- To be done:
From the listing below, extract every line containing "components".

A run of records:
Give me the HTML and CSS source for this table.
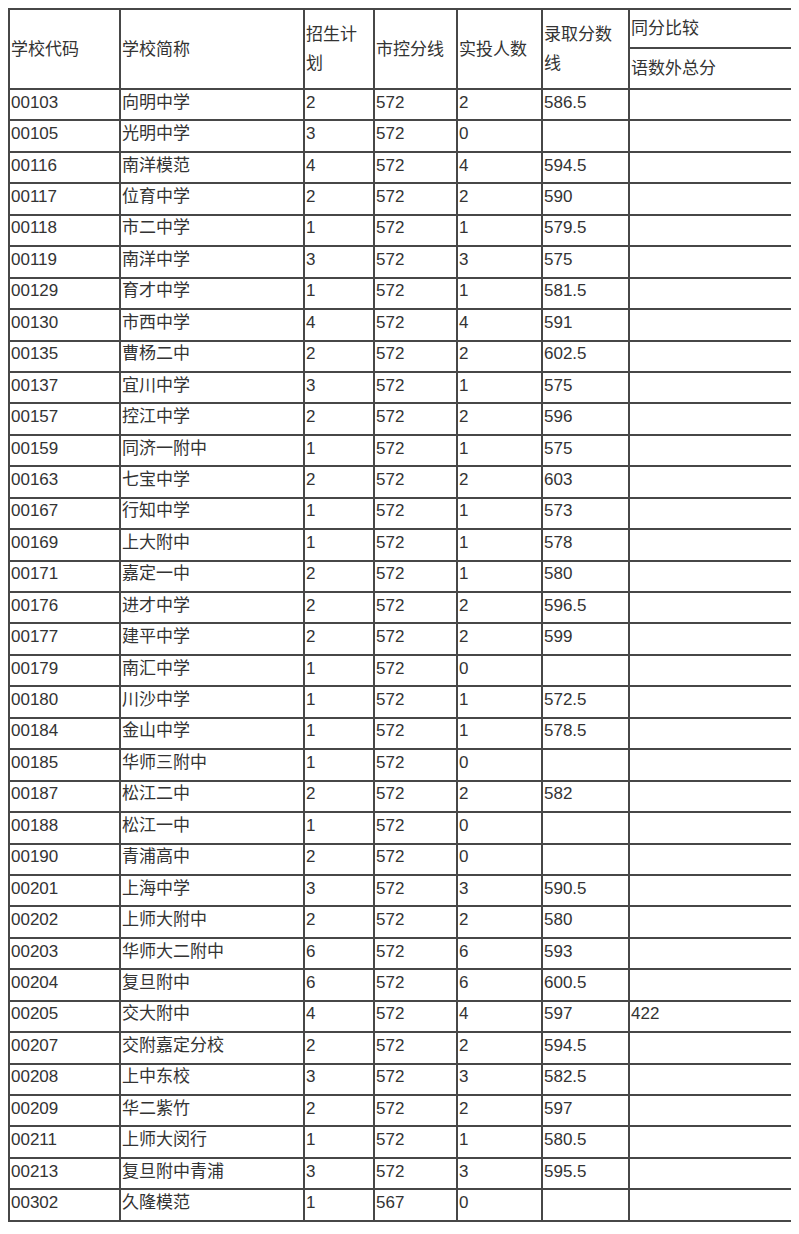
FILE: index.html
```html
<!DOCTYPE html>
<html lang="zh-CN">
<head>
<meta charset="utf-8">
<title>录取分数线</title>
<link rel="stylesheet" href="styles.css">
</head>
<body>
<table class="score-table">
  <colgroup>
    <col class="c-code"><col class="c-name"><col class="c-plan"><col class="c-line"><col class="c-num"><col class="c-score"><col class="c-cmp">
  </colgroup>
  <thead>
    <tr class="h1">
      <td rowspan="2">学校代码</td>
      <td rowspan="2">学校简称</td>
      <td rowspan="2">招生计划</td>
      <td rowspan="2">市控分线</td>
      <td rowspan="2">实投人数</td>
      <td rowspan="2">录取分数线</td>
      <td>同分比较</td>
    </tr>
    <tr class="h2">
      <td>语数外总分</td>
    </tr>
  </thead>
  <tbody>
    <tr><td>00103</td><td>向明中学</td><td>2</td><td>572</td><td>2</td><td>586.5</td><td></td></tr>
    <tr><td>00105</td><td>光明中学</td><td>3</td><td>572</td><td>0</td><td></td><td></td></tr>
    <tr><td>00116</td><td>南洋模范</td><td>4</td><td>572</td><td>4</td><td>594.5</td><td></td></tr>
    <tr><td>00117</td><td>位育中学</td><td>2</td><td>572</td><td>2</td><td>590</td><td></td></tr>
    <tr><td>00118</td><td>市二中学</td><td>1</td><td>572</td><td>1</td><td>579.5</td><td></td></tr>
    <tr><td>00119</td><td>南洋中学</td><td>3</td><td>572</td><td>3</td><td>575</td><td></td></tr>
    <tr><td>00129</td><td>育才中学</td><td>1</td><td>572</td><td>1</td><td>581.5</td><td></td></tr>
    <tr><td>00130</td><td>市西中学</td><td>4</td><td>572</td><td>4</td><td>591</td><td></td></tr>
    <tr><td>00135</td><td>曹杨二中</td><td>2</td><td>572</td><td>2</td><td>602.5</td><td></td></tr>
    <tr><td>00137</td><td>宜川中学</td><td>3</td><td>572</td><td>1</td><td>575</td><td></td></tr>
    <tr><td>00157</td><td>控江中学</td><td>2</td><td>572</td><td>2</td><td>596</td><td></td></tr>
    <tr><td>00159</td><td>同济一附中</td><td>1</td><td>572</td><td>1</td><td>575</td><td></td></tr>
    <tr><td>00163</td><td>七宝中学</td><td>2</td><td>572</td><td>2</td><td>603</td><td></td></tr>
    <tr><td>00167</td><td>行知中学</td><td>1</td><td>572</td><td>1</td><td>573</td><td></td></tr>
    <tr><td>00169</td><td>上大附中</td><td>1</td><td>572</td><td>1</td><td>578</td><td></td></tr>
    <tr><td>00171</td><td>嘉定一中</td><td>2</td><td>572</td><td>1</td><td>580</td><td></td></tr>
    <tr><td>00176</td><td>进才中学</td><td>2</td><td>572</td><td>2</td><td>596.5</td><td></td></tr>
    <tr><td>00177</td><td>建平中学</td><td>2</td><td>572</td><td>2</td><td>599</td><td></td></tr>
    <tr><td>00179</td><td>南汇中学</td><td>1</td><td>572</td><td>0</td><td></td><td></td></tr>
    <tr><td>00180</td><td>川沙中学</td><td>1</td><td>572</td><td>1</td><td>572.5</td><td></td></tr>
    <tr><td>00184</td><td>金山中学</td><td>1</td><td>572</td><td>1</td><td>578.5</td><td></td></tr>
    <tr><td>00185</td><td>华师三附中</td><td>1</td><td>572</td><td>0</td><td></td><td></td></tr>
    <tr><td>00187</td><td>松江二中</td><td>2</td><td>572</td><td>2</td><td>582</td><td></td></tr>
    <tr><td>00188</td><td>松江一中</td><td>1</td><td>572</td><td>0</td><td></td><td></td></tr>
    <tr><td>00190</td><td>青浦高中</td><td>2</td><td>572</td><td>0</td><td></td><td></td></tr>
    <tr><td>00201</td><td>上海中学</td><td>3</td><td>572</td><td>3</td><td>590.5</td><td></td></tr>
    <tr><td>00202</td><td>上师大附中</td><td>2</td><td>572</td><td>2</td><td>580</td><td></td></tr>
    <tr><td>00203</td><td>华师大二附中</td><td>6</td><td>572</td><td>6</td><td>593</td><td></td></tr>
    <tr><td>00204</td><td>复旦附中</td><td>6</td><td>572</td><td>6</td><td>600.5</td><td></td></tr>
    <tr><td>00205</td><td>交大附中</td><td>4</td><td>572</td><td>4</td><td>597</td><td>422</td></tr>
    <tr><td>00207</td><td>交附嘉定分校</td><td>2</td><td>572</td><td>2</td><td>594.5</td><td></td></tr>
    <tr><td>00208</td><td>上中东校</td><td>3</td><td>572</td><td>3</td><td>582.5</td><td></td></tr>
    <tr><td>00209</td><td>华二紫竹</td><td>2</td><td>572</td><td>2</td><td>597</td><td></td></tr>
    <tr><td>00211</td><td>上师大闵行</td><td>1</td><td>572</td><td>1</td><td>580.5</td><td></td></tr>
    <tr><td>00213</td><td>复旦附中青浦</td><td>3</td><td>572</td><td>3</td><td>595.5</td><td></td></tr>
    <tr><td>00302</td><td>久隆模范</td><td>1</td><td>567</td><td>0</td><td></td><td></td></tr>
  </tbody>
</table>
</body>
</html>
```

FILE: styles.css
```css
html, body {
  background: #ffffff;
}
body {
  margin: 8px;
  font-family: "Liberation Sans", "Noto Sans CJK SC", sans-serif;
  font-size: 17px;
  line-height: 29px;
  color: #333333;
}
.score-table {
  border-collapse: collapse;
  width: 784px;
  table-layout: fixed;
  border: 2px solid #474747;
}
.score-table td {
  border: 2px solid #474747;
  padding: 0 0 0 1px;
  vertical-align: middle;
  text-align: left;
  white-space: normal;
  overflow: hidden;
}
.c-code { width: 111px; }
.c-name { width: 184px; }
.c-plan { width: 70px; }
.c-line { width: 83px; }
.c-num { width: 85px; }
.c-score { width: 87px; }
.c-cmp { width: 164px; }
.h1 { height: 39px; }
.h2 { height: 41px; }
.score-table tbody tr {
  height: 31.44px;
}
.score-table tbody td {
  line-height: 20px;
  padding-bottom: 4px;
}
```
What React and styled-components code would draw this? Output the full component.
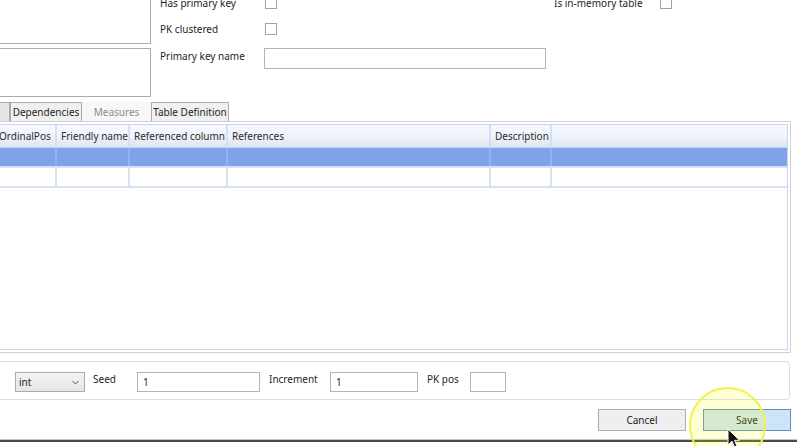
import React from 'react';
import styled, { createGlobalStyle } from 'styled-components';

const Global = createGlobalStyle`
  html, body { margin: 0; padding: 0; background: #fff; }
  body {
    font-family: "Noto Sans", "Open Sans", sans-serif;
    font-size: 10px;
    color: #1e1e1e;
  }
  * { box-sizing: border-box; }
`;

const Window = styled.div`
  position: relative;
  width: 800px;
  height: 446px;
  overflow: hidden;
  background: #fff;
  display: flex;
  flex-direction: column;
`;

/* ---------- top form ---------- */
const TopArea = styled.div`
  display: flex;
  height: 101px;
  flex-shrink: 0;
`;

const LeftBoxes = styled.div`
  width: 151px;
  display: flex;
  flex-direction: column;
  gap: 4px;
`;

const Box = styled.div`
  height: ${p => p.$h}px;
  border: 1px solid #acacac;
  border-left: none;
  ${p => (p.$cutTop ? 'border-top: none;' : '')}
  background: #fff;
`;

const FormGrid = styled.div`
  margin-left: 9px;
  margin-top: -10px;
  display: grid;
  grid-template-columns: 104px 290px 106px 20px;
  grid-auto-rows: 26px;
  align-items: center;
`;

const Label = styled.div`
  line-height: 14px;
  white-space: nowrap;
  ${p => (p.$top ? 'align-self: start; padding-top: 7px;' : '')}
`;

const CheckBox = styled.div`
  width: 12px;
  height: 12px;
  margin-left: ${p => p.$ml || 0}px;
  border: 1px solid #a3a3a3;
  background: #fff;
`;

const TextInput = styled.div`
  width: ${p => p.$w}px;
  height: ${p => p.$h || 20}px;
  border: 1px solid #b4b4b4;
  background: #fff;
  padding-left: 5px;
  display: flex;
  align-items: center;
  ${p => (p.$top ? `align-self: start; margin-top: ${p.$top}px;` : '')}
`;

/* ---------- tabs ---------- */
const TabStrip = styled.div`
  height: 20px;
  flex-shrink: 0;
  display: flex;
  align-items: flex-end;
`;

const Tab = styled.div`
  width: ${p => p.$w}px;
  height: 19px;
  display: flex;
  align-items: center;
  justify-content: center;
  white-space: nowrap;
  border: 1px solid ${p => (p.$disabled ? 'transparent' : '#acacac')};
  border-bottom: none;
  background: ${p => (p.$disabled ? '#f7f7f7' : p.$partial ? '#e4e4e4' : '#f0f0f0')};
  color: ${p => (p.$disabled ? '#8c8c8c' : '#1e1e1e')};
  ${p => (p.$partial ? 'border-left: none;' : '')}
`;

const Panel = styled.div`
  height: 232px;
  flex-shrink: 0;
  margin-left: -6px;
  width: 797px;
  border: 1px solid #d0d0d0;
  padding: 2px;
  display: flex;
`;

const Grid = styled.div`
  flex: 1;
  border: 1px solid #c6d6ef;
  background: #fff;
  display: flex;
  flex-direction: column;
  overflow: hidden;
`;

const cols = '59px 73px 98px 263px 61px 1fr';

const HeaderRow = styled.div`
  display: grid;
  grid-template-columns: ${cols};
  height: 23px;
  border-bottom: 1px solid #c6d6ef;
  background: linear-gradient(to bottom, #f7f9fd 0%, #eef2f9 55%, #dde5f3 100%);
`;

const HeaderCell = styled.div`
  display: flex;
  align-items: center;
  padding-left: ${p => (p.$first ? 1 : 4)}px;
  border-right: ${p => (p.$last ? 'none' : '2px solid #d3dff3')};
  white-space: nowrap;
  overflow: hidden;
  color: #2a2a2a;
`;

const DataRow = styled.div`
  display: grid;
  grid-template-columns: ${cols};
  height: 20px;
  border-bottom: 2px solid #d6e2f5;
  background: ${p => (p.$selected ? '#7ea3eb' : '#fff')};
`;

const DataCell = styled.div`
  border-right: ${p =>
    p.$last ? 'none' : `2px solid ${p.$selected ? '#93b3ef' : '#d6e2f5'}`};
`;

/* ---------- identity group ---------- */
const GroupBox = styled.div`
  margin-top: 8px;
  margin-left: -4px;
  width: 794px;
  height: 39px;
  flex-shrink: 0;
  border: 1px solid #d3def1;
  border-radius: 4px;
  padding: 10px 0 0 18px;
  display: flex;
  align-items: flex-start;
`;

const Combo = styled.div`
  width: 70px;
  height: 20px;
  border: 1px solid #acacac;
  background: linear-gradient(to bottom, #f2f2f2, #e6e6e6);
  display: flex;
  align-items: center;
  justify-content: space-between;
  padding: 0 5px 0 3px;
`;

const FieldLabel = styled.div`
  width: ${p => p.$w}px;
  margin-left: ${p => p.$ml || 9}px;
  line-height: 14px;
  white-space: nowrap;
`;

/* ---------- buttons ---------- */
const ButtonRow = styled.div`
  margin-top: 9px;
  display: flex;
  justify-content: flex-end;
  gap: 17px;
  padding-right: 9px;
  flex-shrink: 0;
`;

const Button = styled.div`
  width: 88px;
  height: 22px;
  display: flex;
  align-items: center;
  justify-content: center;
  border: 1px solid ${p => (p.$hover ? '#5f8ec4' : '#adadad')};
  background: ${p => (p.$hover ? '#cde5f7' : '#efefef')};
  color: #222;
`;

const BottomEdge = styled.div`
  margin-top: 8px;
  width: 797px;
  height: 3px;
  flex-shrink: 0;
  border-top: 1px solid #b8c6dc;
  background: #4a4a4a;
`;

/* ---------- overlays ---------- */
const Highlight = styled.div`
  position: absolute;
  left: 689px;
  top: 387px;
  width: 77px;
  height: 77px;
  border-radius: 50%;
  border: 2px solid #f3ef52;
  background: rgba(255, 255, 0, 0.17);
  pointer-events: none;
`;

const Cursor = styled.svg`
  position: absolute;
  left: 727px;
  top: 428px;
`;

const Chevron = () => (
  <svg width="7" height="5" viewBox="0 0 7 5">
    <path d="M0.5 1 L3.5 4 L6.5 1" fill="none" stroke="#555" strokeWidth="1" />
  </svg>
);

const headers = ['OrdinalPos', 'Friendly name', 'Referenced column', 'References', 'Description', ''];

export default function App() {
  return (
    <>
      <Global />
      <Window>
        <TopArea>
          <LeftBoxes>
            <Box $h={44} $cutTop />
            <Box $h={49} />
          </LeftBoxes>
          <FormGrid>
            <Label>Has primary key</Label>
            <div><CheckBox $ml={1} /></div>
            <Label>Is in-memory table</Label>
            <CheckBox />

            <Label>PK clustered</Label>
            <div><CheckBox $ml={1} /></div>
            <div />
            <div />

            <Label $top>Primary key name</Label>
            <TextInput $w={282} $h={21} $top={6} />
            <div />
            <div />
          </FormGrid>
        </TopArea>

        <TabStrip>
          <Tab $w={10} $partial />
          <Tab $w={72}>Dependencies</Tab>
          <Tab $w={69} $disabled>Measures</Tab>
          <Tab $w={78}>Table Definition</Tab>
        </TabStrip>

        <Panel>
          <Grid>
            <HeaderRow>
              {headers.map((h, i) => (
                <HeaderCell key={i} $first={i === 0} $last={i === headers.length - 1}>
                  {h}
                </HeaderCell>
              ))}
            </HeaderRow>
            <DataRow $selected>
              {headers.map((h, i) => (
                <DataCell key={i} $selected $last={i === headers.length - 1} />
              ))}
            </DataRow>
            <DataRow>
              {headers.map((h, i) => (
                <DataCell key={i} $last={i === headers.length - 1} />
              ))}
            </DataRow>
          </Grid>
        </Panel>

        <GroupBox>
          <Combo>
            <span>int</span>
            <Chevron />
          </Combo>
          <FieldLabel $w={44} $ml={8}>Seed</FieldLabel>
          <TextInput $w={123}>1</TextInput>
          <FieldLabel $w={61}>Increment</FieldLabel>
          <TextInput $w={88}>1</TextInput>
          <FieldLabel $w={43}>PK pos</FieldLabel>
          <TextInput $w={36} />
        </GroupBox>

        <ButtonRow>
          <Button>Cancel</Button>
          <Button $hover>Save</Button>
        </ButtonRow>

        <BottomEdge />

        <Highlight />
        <Cursor width="14" height="22" viewBox="0 0 14 22">
          <path
            d="M1 1 L1 17 L5 13.2 L8 20 L10.4 19 L7.5 12.3 L12.5 12.3 Z"
            fill="#111"
            stroke="#fff"
            strokeWidth="1"
            strokeLinejoin="round"
          />
        </Cursor>
      </Window>
    </>
  );
}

- Task output:
What React and styled-components code would draw this? Output the full component.
import styled, { createGlobalStyle } from 'styled-components';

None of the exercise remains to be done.